Set down the data below without change, skipping the pictures it holds.
═══ DATA ═══
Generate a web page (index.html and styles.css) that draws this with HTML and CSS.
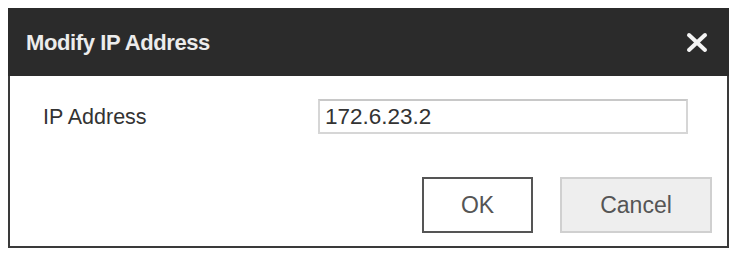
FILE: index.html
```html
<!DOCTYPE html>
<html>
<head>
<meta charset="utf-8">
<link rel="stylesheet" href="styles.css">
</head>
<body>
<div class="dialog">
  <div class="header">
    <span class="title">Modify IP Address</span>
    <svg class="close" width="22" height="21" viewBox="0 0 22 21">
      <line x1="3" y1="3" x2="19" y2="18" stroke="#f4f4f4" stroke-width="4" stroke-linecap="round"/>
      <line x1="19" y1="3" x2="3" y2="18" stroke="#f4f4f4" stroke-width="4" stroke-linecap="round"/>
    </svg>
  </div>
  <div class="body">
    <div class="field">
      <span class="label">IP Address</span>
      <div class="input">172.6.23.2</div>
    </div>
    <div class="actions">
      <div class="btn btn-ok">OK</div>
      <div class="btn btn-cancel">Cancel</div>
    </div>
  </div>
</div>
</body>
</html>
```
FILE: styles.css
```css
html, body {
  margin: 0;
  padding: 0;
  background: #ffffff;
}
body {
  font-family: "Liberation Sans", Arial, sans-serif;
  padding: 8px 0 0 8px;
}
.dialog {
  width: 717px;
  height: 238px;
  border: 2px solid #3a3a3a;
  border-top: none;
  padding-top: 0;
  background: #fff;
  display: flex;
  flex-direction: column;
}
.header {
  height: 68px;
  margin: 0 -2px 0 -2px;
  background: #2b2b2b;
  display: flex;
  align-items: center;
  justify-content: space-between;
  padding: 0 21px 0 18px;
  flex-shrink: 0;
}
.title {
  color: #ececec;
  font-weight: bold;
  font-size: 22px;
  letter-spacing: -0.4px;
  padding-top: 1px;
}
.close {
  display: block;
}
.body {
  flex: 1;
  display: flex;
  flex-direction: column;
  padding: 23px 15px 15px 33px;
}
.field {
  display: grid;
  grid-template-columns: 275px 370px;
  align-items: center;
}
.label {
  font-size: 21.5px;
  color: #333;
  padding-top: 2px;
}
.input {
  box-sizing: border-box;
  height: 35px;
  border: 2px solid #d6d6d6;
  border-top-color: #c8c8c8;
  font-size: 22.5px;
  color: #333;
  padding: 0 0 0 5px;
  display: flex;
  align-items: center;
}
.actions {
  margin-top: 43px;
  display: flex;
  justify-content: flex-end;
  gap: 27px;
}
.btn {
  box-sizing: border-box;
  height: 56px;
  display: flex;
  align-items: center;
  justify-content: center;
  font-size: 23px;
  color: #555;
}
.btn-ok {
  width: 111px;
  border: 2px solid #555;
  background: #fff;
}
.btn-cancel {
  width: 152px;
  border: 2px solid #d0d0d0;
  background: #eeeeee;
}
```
═══
→ **TASK ANSWER**
Generate a web page (index.html and styles.css) that draws this with HTML and CSS.
FILE: index.html
```html
<!DOCTYPE html>
<html>
<head>
<meta charset="utf-8">
<link rel="stylesheet" href="styles.css">
</head>
<body>
<div class="dialog">
  <div class="header">
    <span class="title">Modify IP Address</span>
    <svg class="close" width="22" height="21" viewBox="0 0 22 21">
      <line x1="3" y1="3" x2="19" y2="18" stroke="#f4f4f4" stroke-width="4" stroke-linecap="round"/>
      <line x1="19" y1="3" x2="3" y2="18" stroke="#f4f4f4" stroke-width="4" stroke-linecap="round"/>
    </svg>
  </div>
  <div class="body">
    <div class="field">
      <span class="label">IP Address</span>
      <div class="input">172.6.23.2</div>
    </div>
    <div class="actions">
      <div class="btn btn-ok">OK</div>
      <div class="btn btn-cancel">Cancel</div>
    </div>
  </div>
</div>
</body>
</html>
```
FILE: styles.css
```css
html, body {
  margin: 0;
  padding: 0;
  background: #ffffff;
}
body {
  font-family: "Liberation Sans", Arial, sans-serif;
  padding: 8px 0 0 8px;
}
.dialog {
  width: 717px;
  height: 238px;
  border: 2px solid #3a3a3a;
  border-top: none;
  padding-top: 0;
  background: #fff;
  display: flex;
  flex-direction: column;
}
.header {
  height: 68px;
  margin: 0 -2px 0 -2px;
  background: #2b2b2b;
  display: flex;
  align-items: center;
  justify-content: space-between;
  padding: 0 21px 0 18px;
  flex-shrink: 0;
}
.title {
  color: #ececec;
  font-weight: bold;
  font-size: 22px;
  letter-spacing: -0.4px;
  padding-top: 1px;
}
.close {
  display: block;
}
.body {
  flex: 1;
  display: flex;
  flex-direction: column;
  padding: 23px 15px 15px 33px;
}
.field {
  display: grid;
  grid-template-columns: 275px 370px;
  align-items: center;
}
.label {
  font-size: 21.5px;
  color: #333;
  padding-top: 2px;
}
.input {
  box-sizing: border-box;
  height: 35px;
  border: 2px solid #d6d6d6;
  border-top-color: #c8c8c8;
  font-size: 22.5px;
  color: #333;
  padding: 0 0 0 5px;
  display: flex;
  align-items: center;
}
.actions {
  margin-top: 43px;
  display: flex;
  justify-content: flex-end;
  gap: 27px;
}
.btn {
  box-sizing: border-box;
  height: 56px;
  display: flex;
  align-items: center;
  justify-content: center;
  font-size: 23px;
  color: #555;
}
.btn-ok {
  width: 111px;
  border: 2px solid #555;
  background: #fff;
}
.btn-cancel {
  width: 152px;
  border: 2px solid #d0d0d0;
  background: #eeeeee;
}
```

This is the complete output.